August 1955 | Volume 6, Issue 5
A former radio editor recalls some of his early adventures with the wireless. The place is Westbrook, Maine.
My first exposure to wireless, as this form of communication was called in those days, was in 1907 when I happened to glance through a copy of a magazine called Electrical World, which I found on my father’s desk. I read about this new method of communication that was becoming more and more popular here and abroad.
The necessary equipment, fortunately, was simple as compared to that used today, so that a boy who was mechanically minded and interested in electrical matters could put together a workable apparatus.
I interested my father in the possibilities of this thing called wireless and, with his help, acquired a few parts. Some of them came from his shop and some were made at home. I made a wireless receiver and was able to tune in on the air, hoping to hear someone talking—in dots and dashes, of course—thousands of miles away. That was my hope anyway, but it was many months before it was realized.
My first apparatus was a receiver using the coherer as a detector of radio waves. My coherer was a piece of glass tubing such as is found on steam boilers to show the height of water. A small section of the inside of that tubing was filled with nickel and iron filings. The nickel came from a five cent piece; iron filings were obtained the hard way, by the use of a file on soft iron. A metal plug put in at each end led the current in and brought the signal out.
Alongside this glass tube, which was suspended horizontally, was an ordinary doorbell with the clapper so placed that when a radio signal came in and made the filings cohere, the clapper hit the side of the glass tube and loosened the filings, to prepare for the next signal.
The tuner was constructed, as all amateur tuners were in those days, from an oatmeal box wound with whatever wire was available.
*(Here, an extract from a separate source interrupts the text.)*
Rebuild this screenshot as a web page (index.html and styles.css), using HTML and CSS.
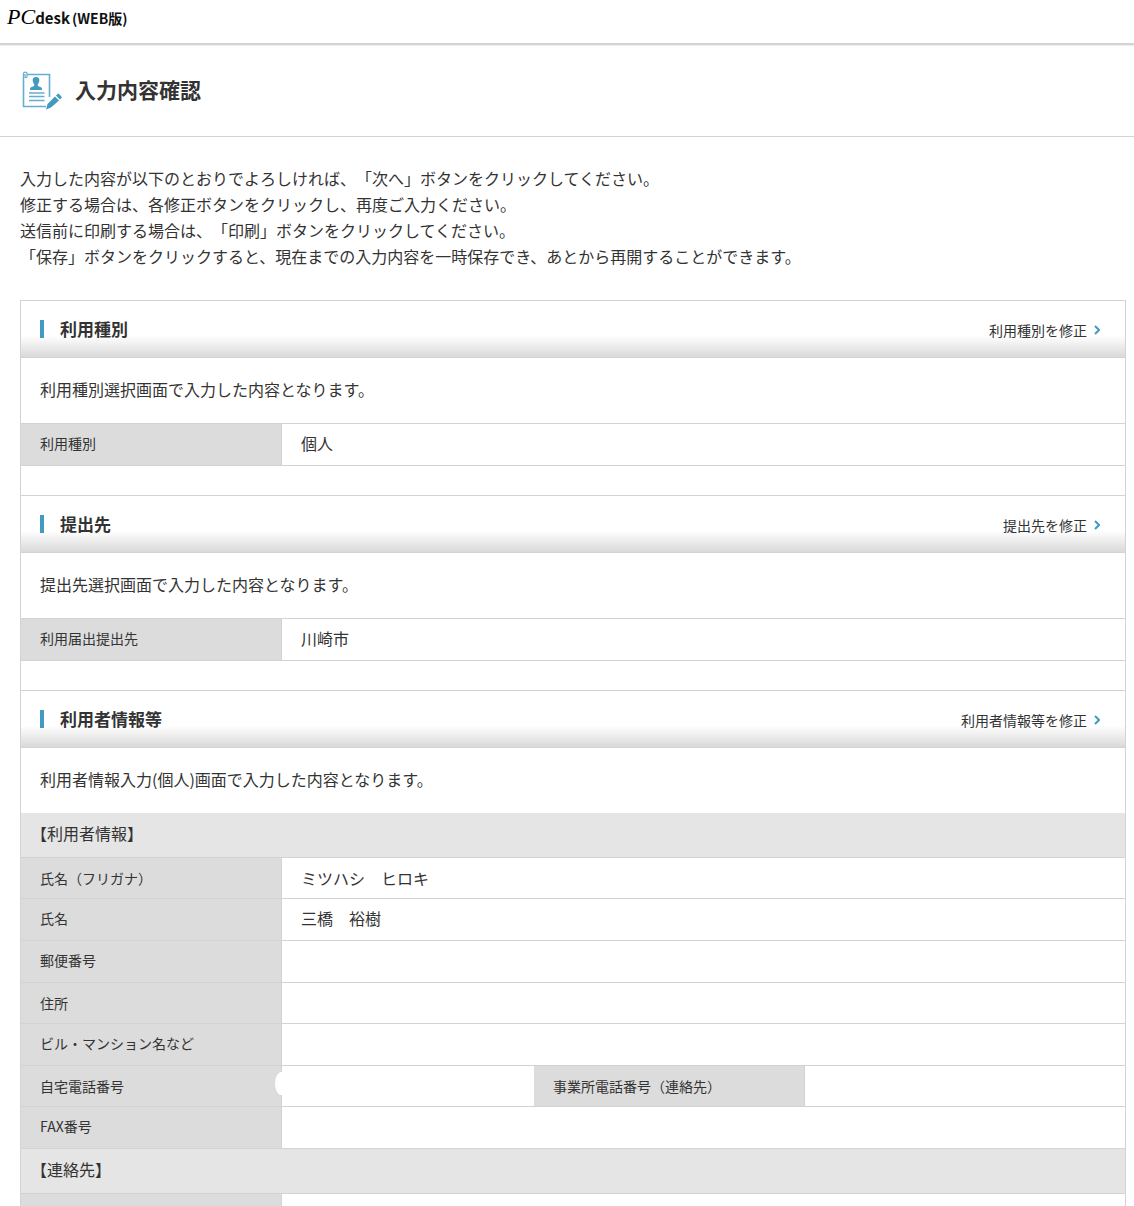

As many as 150 turns of wire were wound on the cylindrical form. Then the insulation was scraped off in a narrow path across all the turns, thus exposing the bare wires. A spring slider was then arranged so that it could be moved along the exposed turns to bring into the circuit as many turns as would be needed to tune to a particular station.
Finally I had a pair of earphones through which to hear the signals that the coherer picked up. The earphones in those days were usually not available to an amateur unless his family was well-to-do. For that reason I, like many others, was likely to “borrow” a single phone from an ordinary telephone wall box. It was an awkward accessory, but effective to a degree.
One of the interesting events, as I remember it now, occurred on a morning soon after I put this combination of rough odds and ends together. It was my practice to tune in right after breakfast. This particular day was rainy and stormy. The first sound I heard was not dots and dashes, but a woman’s voice. The wireless telephone wasn’t in existence at that time, so that sound was more mystifying to me than dots and dashes could be. I pressed the phones to my ears and finally detected the voice of a neighbor across the street. Apparently because of the dampness of telephone wires, insulators, etc., and the fact that a radio set is always connected to the ground, her voice was leaking into my set and being detected just as though it had come through the air. I never was able to do it again.
My first transmitter was an ordinary automobile ignition coil which didn’t last very long because of a boy’s normal desire to feed as much current into it as he could. I finally put in a bit more than the coil could stand. My father, by then becoming interested in wireless, bought me a 250-watt transformer. That, together with two brass spheres taken from an old type metal bedstead, was used as a spark gap. This combination enabled me to make more noise around the neighborhood than any one youngster had a right to make—particularly if windows were open. The 250 watts jumping across a brass-ball gap would silence anybody—certainly within the house and for some distance outside. The rule in those days was—the more noise made, the more powerful the station. Actually it didn’t work out that way, but it was a good formula for us to believe in.
It wasn’t then a boast that you could get the Philharmonic in good tone and with full range of frequency. It was much more to your credit if you could say, for instance, that you had picked up 25 stations ranging from New York to Los Angeles—as often happened. That was radio exploration at its best.